### YOUR OBJECTIVE:
Output exactly the span of lines that begins at the line containing "The picture is" and ends at the line containing "</style></head><body>", both lines included.

### GIVEN DATA:
______________________________

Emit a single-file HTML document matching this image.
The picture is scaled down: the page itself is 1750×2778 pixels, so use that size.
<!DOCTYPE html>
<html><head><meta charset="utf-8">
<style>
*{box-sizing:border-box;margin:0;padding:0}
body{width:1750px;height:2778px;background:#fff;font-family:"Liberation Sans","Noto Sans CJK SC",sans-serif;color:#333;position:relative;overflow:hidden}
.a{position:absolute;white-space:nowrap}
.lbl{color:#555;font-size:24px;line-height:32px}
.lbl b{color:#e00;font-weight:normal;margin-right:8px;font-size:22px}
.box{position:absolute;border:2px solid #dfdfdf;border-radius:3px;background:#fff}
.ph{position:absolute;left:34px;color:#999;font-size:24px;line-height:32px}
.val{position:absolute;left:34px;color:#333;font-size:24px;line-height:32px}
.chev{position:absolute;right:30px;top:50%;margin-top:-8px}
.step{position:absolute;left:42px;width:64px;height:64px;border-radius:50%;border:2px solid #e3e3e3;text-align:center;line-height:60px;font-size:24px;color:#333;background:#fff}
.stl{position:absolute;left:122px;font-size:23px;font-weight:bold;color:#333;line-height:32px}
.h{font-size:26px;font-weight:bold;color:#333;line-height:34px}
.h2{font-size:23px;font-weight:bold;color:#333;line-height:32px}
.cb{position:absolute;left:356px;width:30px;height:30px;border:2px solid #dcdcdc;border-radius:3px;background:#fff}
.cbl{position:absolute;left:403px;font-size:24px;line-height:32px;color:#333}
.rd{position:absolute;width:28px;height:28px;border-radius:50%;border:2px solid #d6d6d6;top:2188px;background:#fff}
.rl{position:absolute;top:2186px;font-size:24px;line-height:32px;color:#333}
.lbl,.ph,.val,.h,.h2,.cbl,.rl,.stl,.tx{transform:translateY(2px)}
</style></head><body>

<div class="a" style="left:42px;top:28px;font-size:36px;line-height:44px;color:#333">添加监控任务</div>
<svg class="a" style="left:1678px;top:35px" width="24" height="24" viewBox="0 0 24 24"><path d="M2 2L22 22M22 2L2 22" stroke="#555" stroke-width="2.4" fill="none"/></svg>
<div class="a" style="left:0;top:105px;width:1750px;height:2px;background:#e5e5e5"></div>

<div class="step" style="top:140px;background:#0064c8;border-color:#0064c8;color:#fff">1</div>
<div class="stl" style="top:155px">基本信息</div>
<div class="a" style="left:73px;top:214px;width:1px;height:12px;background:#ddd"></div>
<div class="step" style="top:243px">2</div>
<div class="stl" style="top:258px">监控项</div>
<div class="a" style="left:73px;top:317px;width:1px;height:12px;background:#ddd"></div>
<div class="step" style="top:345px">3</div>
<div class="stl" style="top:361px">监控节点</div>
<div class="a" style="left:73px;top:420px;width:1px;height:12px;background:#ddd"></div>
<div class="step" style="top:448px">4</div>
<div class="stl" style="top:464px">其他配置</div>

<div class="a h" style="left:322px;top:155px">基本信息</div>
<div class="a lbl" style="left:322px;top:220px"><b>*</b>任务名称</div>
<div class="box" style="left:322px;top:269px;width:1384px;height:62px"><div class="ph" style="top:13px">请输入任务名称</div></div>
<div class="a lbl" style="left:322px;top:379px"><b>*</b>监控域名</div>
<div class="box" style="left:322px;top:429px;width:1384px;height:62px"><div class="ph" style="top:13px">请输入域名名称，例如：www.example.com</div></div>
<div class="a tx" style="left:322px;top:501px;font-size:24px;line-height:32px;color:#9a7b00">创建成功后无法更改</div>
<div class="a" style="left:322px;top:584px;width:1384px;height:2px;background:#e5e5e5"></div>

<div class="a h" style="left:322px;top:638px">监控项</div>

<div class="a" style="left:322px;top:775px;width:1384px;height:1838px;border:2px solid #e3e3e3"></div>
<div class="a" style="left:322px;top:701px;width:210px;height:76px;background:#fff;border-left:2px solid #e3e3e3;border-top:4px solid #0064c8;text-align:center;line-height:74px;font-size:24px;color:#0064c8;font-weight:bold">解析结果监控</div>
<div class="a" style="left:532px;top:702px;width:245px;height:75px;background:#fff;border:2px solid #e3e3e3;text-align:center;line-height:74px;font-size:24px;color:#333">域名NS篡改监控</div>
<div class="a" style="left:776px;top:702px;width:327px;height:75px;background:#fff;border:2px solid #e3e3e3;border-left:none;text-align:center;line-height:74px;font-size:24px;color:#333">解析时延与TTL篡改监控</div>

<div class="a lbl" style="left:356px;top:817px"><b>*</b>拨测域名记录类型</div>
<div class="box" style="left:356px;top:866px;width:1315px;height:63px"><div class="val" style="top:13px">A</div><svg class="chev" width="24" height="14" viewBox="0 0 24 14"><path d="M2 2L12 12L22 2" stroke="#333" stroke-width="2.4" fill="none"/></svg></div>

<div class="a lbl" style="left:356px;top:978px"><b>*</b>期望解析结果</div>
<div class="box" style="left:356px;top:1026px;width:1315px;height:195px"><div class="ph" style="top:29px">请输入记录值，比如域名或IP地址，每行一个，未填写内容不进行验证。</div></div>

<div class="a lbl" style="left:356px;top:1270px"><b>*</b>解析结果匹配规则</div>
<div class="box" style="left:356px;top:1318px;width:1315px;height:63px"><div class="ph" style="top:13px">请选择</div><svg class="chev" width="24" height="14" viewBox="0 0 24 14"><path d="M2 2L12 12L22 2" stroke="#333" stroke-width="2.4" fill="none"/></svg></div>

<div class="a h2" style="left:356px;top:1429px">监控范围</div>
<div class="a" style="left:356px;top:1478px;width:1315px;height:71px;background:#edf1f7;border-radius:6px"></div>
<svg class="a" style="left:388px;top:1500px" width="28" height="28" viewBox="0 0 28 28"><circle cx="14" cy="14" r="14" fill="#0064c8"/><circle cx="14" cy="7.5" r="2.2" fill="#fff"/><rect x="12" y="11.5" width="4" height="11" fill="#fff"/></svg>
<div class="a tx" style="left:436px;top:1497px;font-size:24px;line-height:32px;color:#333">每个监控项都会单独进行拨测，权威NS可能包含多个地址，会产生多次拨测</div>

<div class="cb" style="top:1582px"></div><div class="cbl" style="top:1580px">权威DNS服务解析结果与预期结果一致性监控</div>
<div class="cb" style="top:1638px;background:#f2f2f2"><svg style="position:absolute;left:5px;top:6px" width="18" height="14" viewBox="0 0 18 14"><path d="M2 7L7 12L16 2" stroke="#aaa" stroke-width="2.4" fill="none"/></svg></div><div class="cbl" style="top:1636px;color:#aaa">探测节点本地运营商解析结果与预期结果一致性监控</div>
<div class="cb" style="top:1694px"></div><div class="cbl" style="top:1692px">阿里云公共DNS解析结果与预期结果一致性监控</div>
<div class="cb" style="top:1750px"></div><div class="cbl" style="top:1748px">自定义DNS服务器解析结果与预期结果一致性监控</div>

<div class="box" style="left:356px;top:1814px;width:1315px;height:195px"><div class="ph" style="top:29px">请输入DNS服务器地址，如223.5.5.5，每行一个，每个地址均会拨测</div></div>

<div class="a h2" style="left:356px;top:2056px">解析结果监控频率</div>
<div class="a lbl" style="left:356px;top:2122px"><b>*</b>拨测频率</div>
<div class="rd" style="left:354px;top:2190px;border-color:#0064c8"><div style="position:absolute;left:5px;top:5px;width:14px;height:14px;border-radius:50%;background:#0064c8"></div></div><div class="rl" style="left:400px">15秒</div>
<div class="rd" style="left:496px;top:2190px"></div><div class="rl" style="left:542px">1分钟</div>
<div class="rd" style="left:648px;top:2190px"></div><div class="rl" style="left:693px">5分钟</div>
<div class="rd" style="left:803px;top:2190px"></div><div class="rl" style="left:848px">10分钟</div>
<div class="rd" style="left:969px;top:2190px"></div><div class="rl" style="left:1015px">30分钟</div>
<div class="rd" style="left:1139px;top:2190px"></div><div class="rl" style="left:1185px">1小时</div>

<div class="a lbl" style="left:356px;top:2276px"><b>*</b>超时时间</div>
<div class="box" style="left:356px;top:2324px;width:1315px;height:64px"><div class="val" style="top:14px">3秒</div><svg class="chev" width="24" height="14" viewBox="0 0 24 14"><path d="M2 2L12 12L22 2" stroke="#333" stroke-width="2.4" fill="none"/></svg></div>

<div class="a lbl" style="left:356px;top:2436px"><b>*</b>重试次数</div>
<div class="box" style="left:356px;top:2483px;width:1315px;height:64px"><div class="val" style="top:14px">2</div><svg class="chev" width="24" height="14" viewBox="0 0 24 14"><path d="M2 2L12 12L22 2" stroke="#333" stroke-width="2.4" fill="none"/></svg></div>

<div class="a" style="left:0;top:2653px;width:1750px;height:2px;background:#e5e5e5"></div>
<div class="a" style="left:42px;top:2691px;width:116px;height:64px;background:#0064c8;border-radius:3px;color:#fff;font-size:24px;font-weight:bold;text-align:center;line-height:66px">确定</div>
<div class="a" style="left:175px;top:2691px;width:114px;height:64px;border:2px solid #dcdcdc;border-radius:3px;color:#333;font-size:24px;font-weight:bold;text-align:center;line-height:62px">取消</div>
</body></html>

______________________________

### THE SOLUTION:
The picture is scaled down: the page itself is 1750×2778 pixels, so use that size.
<!DOCTYPE html>
<html><head><meta charset="utf-8">
<style>
*{box-sizing:border-box;margin:0;padding:0}
body{width:1750px;height:2778px;background:#fff;font-family:"Liberation Sans","Noto Sans CJK SC",sans-serif;color:#333;position:relative;overflow:hidden}
.a{position:absolute;white-space:nowrap}
.lbl{color:#555;font-size:24px;line-height:32px}
.lbl b{color:#e00;font-weight:normal;margin-right:8px;font-size:22px}
.box{position:absolute;border:2px solid #dfdfdf;border-radius:3px;background:#fff}
.ph{position:absolute;left:34px;color:#999;font-size:24px;line-height:32px}
.val{position:absolute;left:34px;color:#333;font-size:24px;line-height:32px}
.chev{position:absolute;right:30px;top:50%;margin-top:-8px}
.step{position:absolute;left:42px;width:64px;height:64px;border-radius:50%;border:2px solid #e3e3e3;text-align:center;line-height:60px;font-size:24px;color:#333;background:#fff}
.stl{position:absolute;left:122px;font-size:23px;font-weight:bold;color:#333;line-height:32px}
.h{font-size:26px;font-weight:bold;color:#333;line-height:34px}
.h2{font-size:23px;font-weight:bold;color:#333;line-height:32px}
.cb{position:absolute;left:356px;width:30px;height:30px;border:2px solid #dcdcdc;border-radius:3px;background:#fff}
.cbl{position:absolute;left:403px;font-size:24px;line-height:32px;color:#333}
.rd{position:absolute;width:28px;height:28px;border-radius:50%;border:2px solid #d6d6d6;top:2188px;background:#fff}
.rl{position:absolute;top:2186px;font-size:24px;line-height:32px;color:#333}
.lbl,.ph,.val,.h,.h2,.cbl,.rl,.stl,.tx{transform:translateY(2px)}
</style></head><body>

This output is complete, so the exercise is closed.